> WHAT TO DO
For each line in the data below that holds "index", return a copy.

______

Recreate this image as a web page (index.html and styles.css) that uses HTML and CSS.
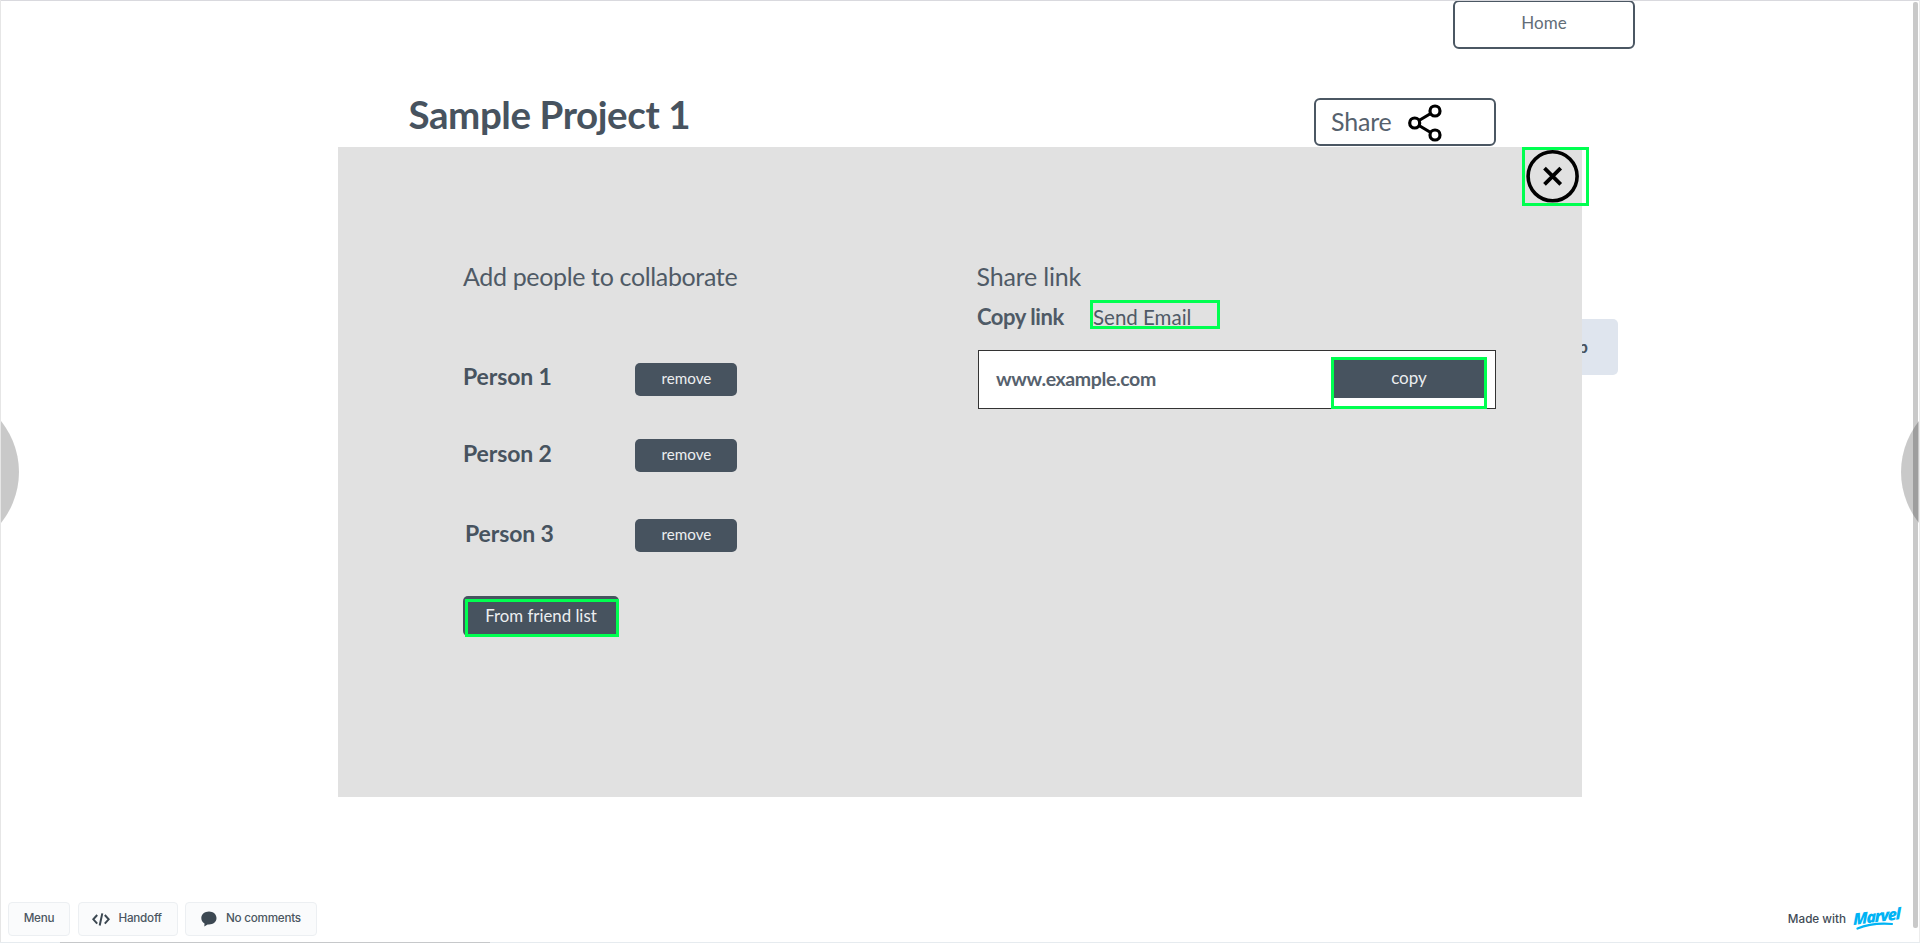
FILE: index.html
```html
<!DOCTYPE html>
<html lang="en">
<head>
<meta charset="utf-8">
<title>Sample Project 1</title>
<link rel="stylesheet" href="styles.css">
</head>
<body>
<main class="screen">
  <nav class="topnav"><button class="outline home"><span>Home</span></button></nav>
  <header class="project">
    <h1 class="title">Sample Project 1</h1>
    <button class="outline share"><span>Share</span>
      <svg class="share-icon" width="36" height="40" viewBox="0 0 36 40" fill="none" stroke="#000" stroke-width="3.2"><circle cx="7.7" cy="20" r="5"/><circle cx="28" cy="8" r="5"/><circle cx="28" cy="32" r="5"/><path d="M12 17.5 23.7 10.5M12 22.5 23.7 29.5"/></svg>
    </button>
  </header>
  <div class="behind"><span>p</span></div>
  <section class="panel">
    <div class="people">
      <h2 class="heading">Add people to collaborate</h2>
      <div class="person first"><span class="name">Person 1</span><button class="solid remove">remove</button></div>
      <div class="person second"><span class="name">Person 2</span><button class="solid remove">remove</button></div>
      <div class="person third"><span class="name">Person 3</span><button class="solid remove">remove</button></div>
      <button class="solid friends">From friend list<i class="hotspot hot-friends"></i></button>
    </div>
    <div class="links">
      <h2 class="heading short">Share link</h2>
      <div class="tabs"><b class="copy-tab">Copy link</b><span class="mail-tab">Send Email<i class="hotspot hot-mail"></i></span></div>
      <div class="field"><b class="url">www.example.com</b><button class="solid copy">copy<i class="hotspot hot-copy"></i></button></div>
    </div>
    <div class="close">
      <svg width="54" height="54" viewBox="0 0 54 54" fill="none" stroke="#000"><circle cx="27.6" cy="27.3" r="24.5" stroke-width="3.6"/><path d="M19.5 19.2 35.7 35.4M35.7 19.2 19.5 35.4" stroke-width="3.8"/></svg>
      <i class="hotspot hot-close"></i>
    </div>
  </section>
</main>
<footer class="toolbar">
  <button class="tool menu"><span>Menu</span></button>
  <button class="tool handoff"><svg width="18" height="13" viewBox="0 0 18 13" fill="none" stroke="#3c4852" stroke-width="2"><path d="M5.2 2 1.3 6.3 5.2 10.6M12.8 2 16.7 6.3 12.8 10.6M10.3.4 7.7 12.5"/></svg><span>Handoff</span></button>
  <button class="tool comments"><svg width="16" height="16" viewBox="0 0 16 16" fill="#3c4852"><path d="M8 .5C3.8.5.3 3.300.3 7c0 2.400 1.200 4.300 3.200 5.500L3.300 15.500 6.600 13.400C11.500 14 15.500 11.300 15.500 7 15.500 3.300 12.200.5 8 .5Z"/></svg><span>No comments</span></button>
  <div class="credit"><span>Made with</span><span class="brand"><em>Marvel</em><svg class="swoosh" width="40" height="9" viewBox="0 0 40 9"><path d="M1.500 7.500C11 3.500 23 2 36 3" fill="none" stroke="#00b3f4" stroke-width="2.200" stroke-linecap="round"/></svg></span></div>
</footer>
<div class="arrow left"></div>
<div class="scrollbar"></div>
<div class="arrow right"></div>
<div class="edge-top"></div><div class="edge-left"></div><div class="edge-right"></div>
<div class="edge-bottom"><i></i></div>
</body>
</html>
```

FILE: styles.css
```css
* { box-sizing: border-box; }
body { margin: 0; width: 1920px; height: 943px; position: relative; overflow: hidden; background: #fff; color: #47535f; font-family: Lato, sans-serif; }
button { font: inherit; color: inherit; margin: 0; padding: 0; border: 0; background: none; }
h1, h2 { margin: 0; }
.screen { height: 894px; }
.outline { width: 182px; height: 49px; border: 2px solid #4b5763; border-radius: 6px; background: #fff; display: flex; }
.topnav { display: flex; height: 49px; padding-left: 1453px; }
.home { justify-content: center; font-size: 17px; line-height: 41px; letter-spacing: .1px; color: #626d78; }
.project { display: flex; justify-content: space-between; height: 98px; padding: 0 424px 0 408.5px; }
.title { font-size: 38.5px; line-height: 48px; font-weight: 700; letter-spacing: -.42px; margin-top: 41px; }
.share { height: 48px; margin-top: 49px; padding-left: 15px; font-size: 25px; line-height: 43px; letter-spacing: -.2px; color: #56616d; }
.share-icon { margin: 2.5px 0 0 15.8px; }
.behind { position: absolute; left: 1500px; top: 319px; width: 118px; height: 56px; border-radius: 5px; background: #dfe5ee; font-size: 17px; font-weight: 700; line-height: 56px; text-align: right; padding-right: 30px; }
.panel { position: relative; width: 1244px; height: 650px; margin-left: 338px; padding: 114px 86px 0 125px; background: #e1e1e1; display: flex; justify-content: space-between; }
.people { width: 274px; }
.heading { font-size: 25px; line-height: 30px; font-weight: 400; letter-spacing: -.35px; white-space: nowrap; color: #4f5a66; }
.short { letter-spacing: -.2px; padding-left: .5px; }
.person { display: flex; justify-content: space-between; align-items: flex-start; height: 34px; }
.name { font-size: 23px; line-height: 31px; font-weight: 700; letter-spacing: -.12px; }
.first { margin-top: 70px; }
.second { margin-top: 42px; }
.second .name { line-height: 32px; }
.third { margin-top: 46px; padding-left: 2px; }
.third .name { line-height: 32px; }
.solid { position: relative; background: #47535f; color: #eceef0; border-radius: 5px; }
.remove { width: 102px; height: 33px; margin-top: 2px; padding: 0 0 2px 1px; font-size: 15.2px; line-height: 31px; }
.friends { display: block; width: 156px; height: 40px; margin-top: 45px; font-size: 16.8px; line-height: 40px; }
.links { width: 520px; }
.tabs { display: flex; gap: 29px; font-size: 22px; line-height: 30px; margin-top: 11px; padding-left: 1px; color: #4f5a66; }
.copy-tab { width: 87px; letter-spacing: -.45px; white-space: nowrap; }
.mail-tab { position: relative; font-size: 20.5px; line-height: 31px; height: 30px; }
.field { display: flex; justify-content: space-between; width: 518px; height: 59px; margin: 18px 0 0 2px; padding: 6px 11px 0 17px; background: #fff; border: 1px solid #333; }
.url { font-size: 19.5px; line-height: 44px; letter-spacing: -.38px; color: #56616d; }
.copy { width: 150px; height: 41px; font-size: 17px; line-height: 41px; border-radius: 0; }
.hotspot { position: absolute; border: 3px solid #00ff50; }
.hot-friends { left: 2px; top: 3px; width: 154px; height: 38px; }
.hot-mail { left: -3px; top: -2px; width: 130px; height: 29px; }
.hot-copy { left: -3px; top: 0; width: 156px; height: 52px; }
.close { position: absolute; left: 1187px; top: 2px; }
.hot-close { left: -3px; top: -2px; width: 67px; height: 59px; }
.toolbar { display: flex; height: 49px; padding: 8px 19px 0 8px; font-family: Inter, sans-serif; font-size: 11.7px; font-weight: 500; color: #4b5661; }
.tool { display: flex; align-items: center; height: 34px; background: #fafbfc; border: 1px solid #eceff2; border-radius: 4px; letter-spacing: -.25px; }
.tool span { padding-bottom: 2px; }
.menu { width: 62px; justify-content: center; }
.handoff { width: 100px; margin-left: 8px; padding-left: 12.5px; gap: 9px; }
.comments { width: 132px; margin-left: 7px; padding-left: 15px; gap: 9px; }
.credit { display: flex; margin-left: auto; line-height: 34px; gap: 7px; color: #414b55; }
.brand { position: relative; width: 48px; color: #00b3f4; }
.brand em { display: block; font: italic 800 16px/28px "Open Sans", sans-serif; letter-spacing: -1.3px; transform: rotate(-7deg) skewX(-6deg); transform-origin: 50% 50%; }
.swoosh { position: absolute; left: 3px; top: 19px; }
.arrow { position: absolute; top: 391px; width: 19px; height: 162px; background: rgba(0,0,0,.21); }
.left { left: 0; clip-path: circle(81px at -62px 50%); }
.right { right: 0; clip-path: circle(81px at 81px 50%); }
.scrollbar { position: absolute; left: 1913px; top: 2px; width: 5px; height: 926px; background: #c9c9c9; border-radius: 2px; }
.edge-top { position: absolute; left: 0; top: 0; width: 1920px; height: 1px; background: #d9d9de; }
.edge-left { position: absolute; left: 0; top: 0; width: 1px; height: 943px; background: #e6e6e6; }
.edge-right { position: absolute; right: 0; top: 0; width: 1px; height: 943px; background: #ececec; }
.edge-bottom { position: absolute; left: 0; top: 942px; width: 1920px; height: 1px; background: #e6ebef; padding-left: 60px; }
.edge-bottom i { display: block; width: 430px; height: 1px; background: #c6c8ca; }
```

______

> EXERCISE RESPONSE
Recreate this image as a web page (index.html and styles.css) that uses HTML and CSS.
FILE: index.html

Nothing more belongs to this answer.